Yes, you need assumptions. No, you do not need *structural* assumptions.
Ken B: Yes, the number 8 is an inference. The question is whether that inference relies on an assumption about the role of incentives. I claim that it need not (which I’m sure of) and to the best of my recollection it does not (which of course I’m less sure of, not having looked at the paper in a long time).
OK, the first model in the paper, based on incentives, is used to make predictions. Many of the references I quoted earlier refer to this part. These are then tested in the empirical part, the second part.
The bit I don’t get is how that correlation gets turned the other way. If you correlate murders with executions you get a positive correlation. You may conclude (as did Sellin) that executions do not deter murders. Now Ehrlich comes along and finds that the correlation is negative, and executions do deter murders. How did he get from the positive correlation in the raw data to a negative correlation? In your hospital example you found a sub-population that (somewhat implausibly) had been randomly assigned hospital stays of fixed duration, regardless of their state of health. What is the equivalent for Ehlich? Section IIa is the key, where Ehrlich says “In the empirical investigation an attempt is made to test the main behavioural implications of the theoretical model. The econometric model of crime developed by the author [1973a] is applied to aggregate crime statistics…”

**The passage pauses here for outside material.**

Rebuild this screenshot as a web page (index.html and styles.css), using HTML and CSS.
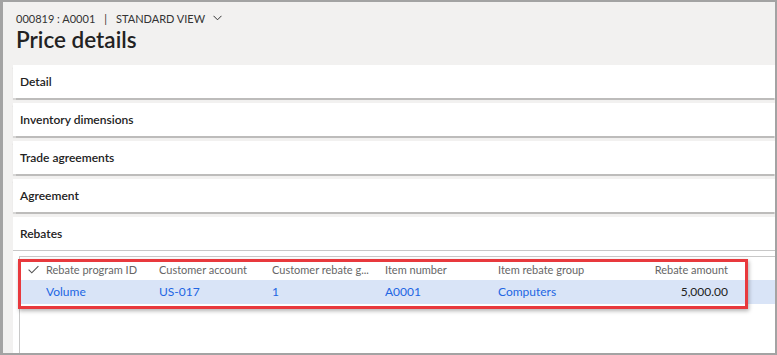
FILE: index.html
```html
<!DOCTYPE html>
<html>
<head>
    <meta charset="UTF-8">
    <title>Price details</title>
    <link rel="stylesheet" href="styles.css">
</head>
<body>
    <div class="frame">
        <header class="page-head">
            <div class="caption">
                <span>000819 : A0001</span>
                <span class="sep">|</span>
                <span>STANDARD VIEW</span>
                <svg class="chev" width="9" height="6" viewBox="0 0 9 6"><polyline points="0.5,0.8 4.5,4.8 8.5,0.8" fill="none" stroke="#333" stroke-width="1"/></svg>
            </div>
            <h1>Price details</h1>
        </header>

        <div class="tab">Detail</div>
        <div class="tab">Inventory dimensions</div>
        <div class="tab">Trade agreements</div>
        <div class="tab">Agreement</div>

        <div class="tab open">
            <div class="tab-title">Rebates</div>
            <div class="tab-body">
                <div class="grid">
                    <div class="row head">
                        <div class="cell check">
                            <svg width="11" height="9" viewBox="0 0 11 9"><polyline points="0.6,4.6 3.8,7.8 10.4,1.2" fill="none" stroke="#555" stroke-width="1.1"/></svg>
                        </div>
                        <div class="cell">Rebate program ID</div>
                        <div class="cell">Customer account</div>
                        <div class="cell">Customer rebate g...</div>
                        <div class="cell">Item number</div>
                        <div class="cell">Item rebate group</div>
                        <div class="cell num">Rebate amount</div>
                    </div>
                    <div class="row selected">
                        <div class="cell check"></div>
                        <div class="cell link">Volume</div>
                        <div class="cell link">US-017</div>
                        <div class="cell link">1</div>
                        <div class="cell link">A0001</div>
                        <div class="cell link">Computers</div>
                        <div class="cell num">5,000.00</div>
                    </div>
                    <div class="mark"></div>
                </div>
            </div>
        </div>
    </div>
</body>
</html>
```
FILE: styles.css
```css
html, body {
    margin: 0;
    padding: 0;
}

body {
    font-family: "Segoe UI", "Lato", "Open Sans", sans-serif;
    color: #333;
    background: #fff;
}

.frame {
    box-sizing: border-box;
    width: 777px;
    height: 355px;
    border: 2px solid #a3a3a3;
    border-left-width: 3px;
    background: #f2f1f0;
    padding: 0 0 0 10px;
    overflow: hidden;
}

.page-head {
    padding: 10px 0 0 3px;
    height: 63px;
    box-sizing: border-box;
}

.caption {
    font-size: 11px;
    line-height: 14px;
    color: #333;
    display: flex;
    align-items: center;
    gap: 4px;
}
.caption .sep { margin: 0 5px; }
.chev { margin-left: 4px; margin-top: -2px; }

h1 {
    margin: 0;
    font-size: 22.5px;
    font-weight: 600;
    line-height: 28px;
    color: #222;
}

.tab {
    background: #fff;
    height: 33px;
    margin-bottom: 5px;
    box-shadow: 0 1.5px 1px rgba(0,0,0,0.22);
    font-size: 12px;
    font-weight: 600;
    line-height: 33px;
    padding-left: 7px;
    color: #222;
}

.tab.open {
    height: auto;
    padding: 0;
    line-height: normal;
    margin-bottom: 0;
    box-shadow: none;
}
.tab-title {
    height: 33px;
    line-height: 33px;
    padding-left: 7px;
    border-bottom: 1px solid #c8c8c8;
}
.tab-body {
    height: 120px;
    padding: 5px 0 0 6px;
    font-weight: 400;
}

.grid {
    position: relative;
    border-top: 1px solid #c8c8c8;
    border-left: 1px solid #c8c8c8;
    height: 100px;
}

.row {
    display: flex;
    font-size: 12px;
}
.row.head {
    height: 23px;
    line-height: 25px;
    font-size: 11px;
    color: #666;
}
.row.selected {
    height: 24px;
    line-height: 24px;
    background: #d9e4f7;
}

.cell {
    width: 113px;
    flex: none;
    white-space: nowrap;
    overflow: hidden;
}
.cell.check {
    width: 26px;
    display: flex;
    align-items: center;
    justify-content: center;
    padding-top: 2px;
    box-sizing: border-box;
}
.cell.num {
    width: 120px;
    text-align: right;
    padding-right: 3px;
    box-sizing: border-box;
    color: #222;
}
.row.head .cell.num { color: #666; }
.cell.link { color: #2266e3; }

.mark {
    position: absolute;
    left: -2px;
    top: 2px;
    width: 724px;
    height: 44px;
    border: 3px solid #e8393d;
    box-shadow: 1px 2px 4px rgba(0,0,0,0.3);
}
```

So he is applying an econometric model developed earlier to test the behavioural model. Now as far as I can work out, where we seem to differ is the level of assumptions needed to make a model. If we make assumptions about the lack of interference with data etc, then this a model does not make. However, if we make enough assumptions, can we not call the collected assumptions a model? This will be a different model (or set of assumtions) to the first, behavioural model. It seems to me that the “assumptions” made for the empirical part of the paper are a model.

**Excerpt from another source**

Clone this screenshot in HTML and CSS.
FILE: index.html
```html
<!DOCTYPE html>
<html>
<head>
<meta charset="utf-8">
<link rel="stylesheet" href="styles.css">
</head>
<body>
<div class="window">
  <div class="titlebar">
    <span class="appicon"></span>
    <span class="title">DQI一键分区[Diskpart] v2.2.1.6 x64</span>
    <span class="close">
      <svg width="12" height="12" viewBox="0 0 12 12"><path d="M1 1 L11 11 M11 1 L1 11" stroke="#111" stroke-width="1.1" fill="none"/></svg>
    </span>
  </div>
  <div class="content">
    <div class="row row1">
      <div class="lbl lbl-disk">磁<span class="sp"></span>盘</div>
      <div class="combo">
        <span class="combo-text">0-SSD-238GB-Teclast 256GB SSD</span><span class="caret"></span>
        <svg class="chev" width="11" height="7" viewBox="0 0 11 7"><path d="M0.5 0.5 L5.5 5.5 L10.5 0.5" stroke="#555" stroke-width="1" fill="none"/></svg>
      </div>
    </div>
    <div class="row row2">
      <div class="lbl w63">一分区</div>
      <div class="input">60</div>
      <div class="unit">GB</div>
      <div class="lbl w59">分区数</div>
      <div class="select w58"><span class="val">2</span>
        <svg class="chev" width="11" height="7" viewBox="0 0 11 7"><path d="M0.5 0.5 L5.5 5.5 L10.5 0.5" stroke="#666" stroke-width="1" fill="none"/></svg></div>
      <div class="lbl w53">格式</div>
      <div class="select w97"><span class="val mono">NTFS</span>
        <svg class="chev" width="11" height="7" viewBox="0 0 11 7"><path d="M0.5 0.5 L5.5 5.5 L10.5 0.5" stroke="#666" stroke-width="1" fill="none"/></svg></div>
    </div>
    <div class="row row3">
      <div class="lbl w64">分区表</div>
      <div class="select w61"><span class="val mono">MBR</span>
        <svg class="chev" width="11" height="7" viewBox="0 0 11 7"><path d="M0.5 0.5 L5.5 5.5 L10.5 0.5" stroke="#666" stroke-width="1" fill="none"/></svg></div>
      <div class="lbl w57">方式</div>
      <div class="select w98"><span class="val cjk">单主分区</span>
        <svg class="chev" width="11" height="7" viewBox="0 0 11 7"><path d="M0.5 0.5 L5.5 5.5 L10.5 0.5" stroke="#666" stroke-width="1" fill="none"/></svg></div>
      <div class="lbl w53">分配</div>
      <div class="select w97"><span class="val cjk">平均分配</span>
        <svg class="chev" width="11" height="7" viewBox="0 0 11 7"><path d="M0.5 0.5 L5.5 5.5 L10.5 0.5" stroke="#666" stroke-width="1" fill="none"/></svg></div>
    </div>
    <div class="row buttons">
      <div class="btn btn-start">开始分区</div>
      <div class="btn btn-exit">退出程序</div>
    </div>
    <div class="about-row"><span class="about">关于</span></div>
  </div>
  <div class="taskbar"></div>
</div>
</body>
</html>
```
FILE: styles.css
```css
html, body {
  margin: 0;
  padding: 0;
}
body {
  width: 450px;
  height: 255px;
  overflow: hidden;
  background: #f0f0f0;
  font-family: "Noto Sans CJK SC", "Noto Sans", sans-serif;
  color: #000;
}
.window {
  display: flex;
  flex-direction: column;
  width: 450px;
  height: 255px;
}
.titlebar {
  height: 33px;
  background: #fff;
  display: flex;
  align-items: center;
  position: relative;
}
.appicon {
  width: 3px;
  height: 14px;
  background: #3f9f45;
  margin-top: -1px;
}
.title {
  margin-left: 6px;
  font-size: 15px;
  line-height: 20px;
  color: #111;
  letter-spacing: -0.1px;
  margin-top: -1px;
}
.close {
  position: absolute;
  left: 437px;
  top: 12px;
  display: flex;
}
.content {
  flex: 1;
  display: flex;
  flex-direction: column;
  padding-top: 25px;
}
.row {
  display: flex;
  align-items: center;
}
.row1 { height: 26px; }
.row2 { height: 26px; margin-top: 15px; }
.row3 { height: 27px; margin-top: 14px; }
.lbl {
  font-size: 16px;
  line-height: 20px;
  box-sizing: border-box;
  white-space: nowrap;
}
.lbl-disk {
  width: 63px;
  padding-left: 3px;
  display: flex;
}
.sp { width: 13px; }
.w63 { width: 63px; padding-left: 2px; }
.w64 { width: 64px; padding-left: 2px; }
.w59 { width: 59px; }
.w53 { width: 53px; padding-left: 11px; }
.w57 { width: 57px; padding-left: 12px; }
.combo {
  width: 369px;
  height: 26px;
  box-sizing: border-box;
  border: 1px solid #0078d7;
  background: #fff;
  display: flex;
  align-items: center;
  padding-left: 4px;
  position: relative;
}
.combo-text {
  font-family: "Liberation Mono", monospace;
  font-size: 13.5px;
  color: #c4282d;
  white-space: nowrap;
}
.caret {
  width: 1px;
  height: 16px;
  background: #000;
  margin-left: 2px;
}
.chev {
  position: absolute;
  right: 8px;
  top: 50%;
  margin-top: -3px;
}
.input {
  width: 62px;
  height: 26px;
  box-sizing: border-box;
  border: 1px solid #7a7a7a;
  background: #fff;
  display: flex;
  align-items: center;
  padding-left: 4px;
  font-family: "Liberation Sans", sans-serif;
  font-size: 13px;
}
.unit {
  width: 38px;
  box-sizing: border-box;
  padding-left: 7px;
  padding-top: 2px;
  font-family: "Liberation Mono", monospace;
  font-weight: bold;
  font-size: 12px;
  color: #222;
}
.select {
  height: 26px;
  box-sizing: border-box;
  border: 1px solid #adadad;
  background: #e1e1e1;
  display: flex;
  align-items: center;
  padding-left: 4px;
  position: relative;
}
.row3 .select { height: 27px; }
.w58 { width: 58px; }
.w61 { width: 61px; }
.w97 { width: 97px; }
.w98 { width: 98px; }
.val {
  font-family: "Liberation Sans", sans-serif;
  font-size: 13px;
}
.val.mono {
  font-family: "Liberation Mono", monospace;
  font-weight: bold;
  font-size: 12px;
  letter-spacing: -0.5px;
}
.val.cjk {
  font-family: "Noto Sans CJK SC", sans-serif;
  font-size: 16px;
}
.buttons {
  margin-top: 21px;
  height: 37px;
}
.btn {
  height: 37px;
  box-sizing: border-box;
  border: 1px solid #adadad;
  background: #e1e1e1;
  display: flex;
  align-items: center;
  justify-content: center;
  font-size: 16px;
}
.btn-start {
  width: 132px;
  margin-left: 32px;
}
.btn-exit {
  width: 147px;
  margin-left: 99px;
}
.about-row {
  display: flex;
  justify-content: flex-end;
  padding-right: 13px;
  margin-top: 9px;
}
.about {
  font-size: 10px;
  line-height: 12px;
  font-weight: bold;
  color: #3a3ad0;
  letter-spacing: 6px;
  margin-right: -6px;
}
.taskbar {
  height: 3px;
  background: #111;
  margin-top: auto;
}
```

He says “the results change substantively…when the full econometric framework developed in the preceding section is implemented”. Is not this framework what he refered to as “the econometric model”?
Harold:
So he is applying an econometric model developed earlier to test the behavioural model. Now as far as I can work out, where we seem to differ is the level of assumptions needed to make a model.
If we differ on what’s *needed* then I’m certainly right and you’re certainly wrong. If we differ on what Ehrlich actually *did*, you’re the one with the paper in front of you and I’m the one relying on memory, so there’s a good chance you’re right.
@Steve:
I agree with the last to me. The inferred 8 is taken as a test of the claim that there will be an incentive effect. Model predicts rise in the murder rate *beacuse of the postulated effect of the incentive*; empirical analysis confrims the rise *based on other assumptions* and is taken as confirmation of prediction thus lending support to the postulated incentive effect.